At GDC itself, the IGF floor was certainly the best part of the whole expo. I had a very limited pass, so I could not attend any of the many sessions there. I will be sure to get a conference pass next year. Hopefully I will have more expendable income at that time (and perhaps a station at IGF!).

There isn’t much that I’ve learned at the expo, business tips aside. I met a ton of interesting people, and hope to follow up on some of the contacts that will help the progress of Against the Wall along.

City Planning

Against the Wall city - grey

I’ve been spending some time redoing art assets for the game. The above picture is a new version of the first city of the game (without final textures). The city has the same two straightforward paths, but I’ve created some paths for people who wish to wander the rooftops. It’s pretty much an optional maze. Will hide a few easter eggs in there.

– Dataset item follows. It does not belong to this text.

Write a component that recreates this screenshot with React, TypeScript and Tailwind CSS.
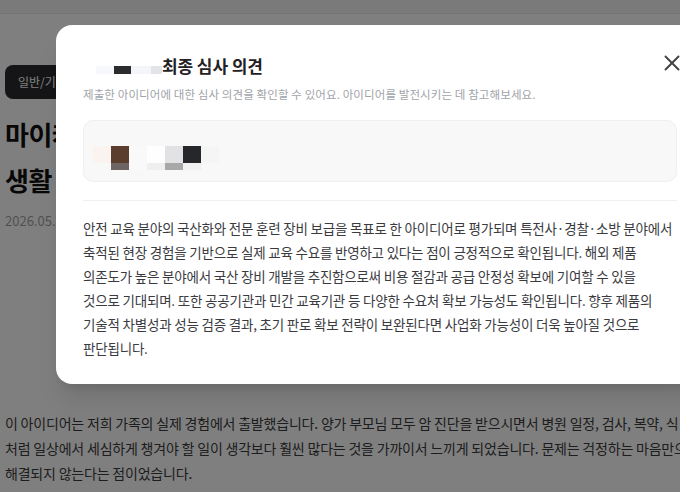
import { X } from "lucide-react";

const font = { fontFamily: '"Noto Sans CJK KR", "Noto Sans", sans-serif' };

const bodyLines = [
  "안전 교육 분야의 국산화와 전문 훈련 장비 보급을 목표로 한 아이디어로 평가되며 특전사·경찰·소방 분야에서",
  "축적된 현장 경험을 기반으로 실제 교육 수요를 반영하고 있다는 점이 긍정적으로 확인됩니다. 해외 제품",
  "의존도가 높은 분야에서 국산 장비 개발을 추진함으로써 비용 절감과 공급 안정성 확보에 기여할 수 있을",
  "것으로 기대되며. 또한 공공기관과 민간 교육기관 등 다양한 수요처 확보 가능성도 확인됩니다. 향후 제품의",
  "기술적 차별성과 성능 검증 결과, 초기 판로 확보 전략이 보완된다면 사업화 가능성이 더욱 높아질 것으로",
  "판단됩니다.",
];

const pageLines = [
  "이 아이디어는 저희 가족의 실제 경험에서 출발했습니다. 양가 부모님 모두 암 진단을 받으시면서 병원 일정, 검사, 복약, 식",
  "처럼 일상에서 세심하게 챙겨야 할 일이 생각보다 훨씬 많다는 것을 가까이서 느끼게 되었습니다. 문제는 걱정하는 마음만으",
  "해결되지 않는다는 점이었습니다.",
];

function Mosaic({ cols }: { cols: { top: string; bottom?: string }[] }) {
  return (
    <div className="flex">
      {cols.map((c, i) => (
        <div key={i} className="flex flex-col w-[18px]">
          <div className="h-[17px]" style={{ background: c.top }} />
          <div className="h-[7px]" style={{ background: c.bottom ?? c.top }} />
        </div>
      ))}
    </div>
  );
}

export default function App() {
  return (
    <div className="relative w-[680px] h-[492px] overflow-hidden bg-white" style={font}>
      {/* page underneath */}
      <div className="h-[14px] bg-[#f4f4f4] border-b border-[#e8e8e8]" />
      <div className="pl-[5px] pt-[51px]">
        <div className="inline-flex items-center h-[34px] px-[13px] rounded-lg bg-[#2a2a2e] text-white text-[12px]">
          일반/기술 아이디어
        </div>
        <h1 className="mt-[12px] text-[26px] font-bold leading-[46px] text-[#111] tracking-[-0.5px]">
          마이케어 플랜
          <br />
          생활 속 건강 관리 도우미
        </h1>
        <div className="mt-[8px] text-[13px] text-[#a3a3a3]">2026.05.12</div>
        <div className="mt-[180px] text-[14px] leading-[25px] text-[#3a3a3a] tracking-[-0.2px] whitespace-nowrap">
          {pageLines.map((l, i) => (
            <div key={i}>{l}</div>
          ))}
        </div>
      </div>

      {/* overlay */}
      <div className="absolute inset-0 bg-black/50" />

      {/* modal */}
      <div className="absolute left-[56px] top-[25px] w-[648px] bg-white rounded-2xl shadow-xl px-[27px] pt-[29px] pb-[24px]">
        <div className="flex items-center justify-between h-[24px]">
          <div className="flex items-end">
            <div className="flex h-[8px] mb-[4px] w-[79px]">
              <div className="w-[13px] bg-white" />
              <div className="w-[18px] bg-[#f6f8fb]" />
              <div className="w-[17px] bg-[#2a2c2e]" />
              <div className="w-[20px] bg-[#f3f5f8]" />
              <div className="w-[11px] bg-[#e3e4e8]" />
            </div>
            <h2 className="text-[17px] font-bold text-[#1f2125] leading-[24px] tracking-[-0.1px]">
              최종 심사 의견
            </h2>
          </div>
          <X size={26} strokeWidth={1.8} className="text-[#454545] -mr-[8px] -mt-[6px]" />
        </div>
        <p className="mt-[8px] text-[11.5px] leading-[16px] text-[#a0a3a8] tracking-[0.1px]">
          제출한 아이디어에 대한 심사 의견을 확인할 수 있어요. 아이디어를 발전시키는 데 참고해보세요.
        </p>
        <div className="mt-[18px] h-[62px] rounded-[10px] bg-[#f8f8f8] border border-[#f0f0f0] pl-[9px] pt-[25px]">
          <Mosaic
            cols={[
              { top: "#fbf3f0", bottom: "#f8f8f8" },
              { top: "#5b3d2d", bottom: "#6e6463" },
              { top: "#f9f9f9" },
              { top: "#fefefe", bottom: "#efefef" },
              { top: "#e2e2e4", bottom: "#a8a8a8" },
              { top: "#26272a", bottom: "#f0f0f0" },
              { top: "#f5f5f5", bottom: "#f8f8f8" },
            ]}
          />
        </div>
        <div className="mt-[18px] h-px bg-[#efefef]" />
        <div className="mt-[15px] text-[13.5px] leading-[24px] text-[#3b3b3f] tracking-[-0.2px] whitespace-nowrap">
          {bodyLines.map((l, i) => (
            <div key={i}>{l}</div>
          ))}
        </div>
      </div>
    </div>
  );
}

I’ve also started modeling a small city that is inspired by Ponte Vecchio in Florence. It is a pair of towers with a causeway in between. The causeway will be lined with buildings that are hanging just off the side. There will be several paths that lead into the city, all involve some brick platforming. Here’s a picture of some very early models of this city:

Against the Wall old-bridge

Everything is grey because, well, I hate texturing. I’ll need to find someone to handle that aspect of the game’s development. I’m still looking for artists, though I need someone who can devote quite a bit of time to the project. Meanwhile, I will keep on handling the actual model creation.

I’m going to GDC in the coming week, which will be a ton of fun. Perhaps I’ll meet some artists there as well. That’s it for now!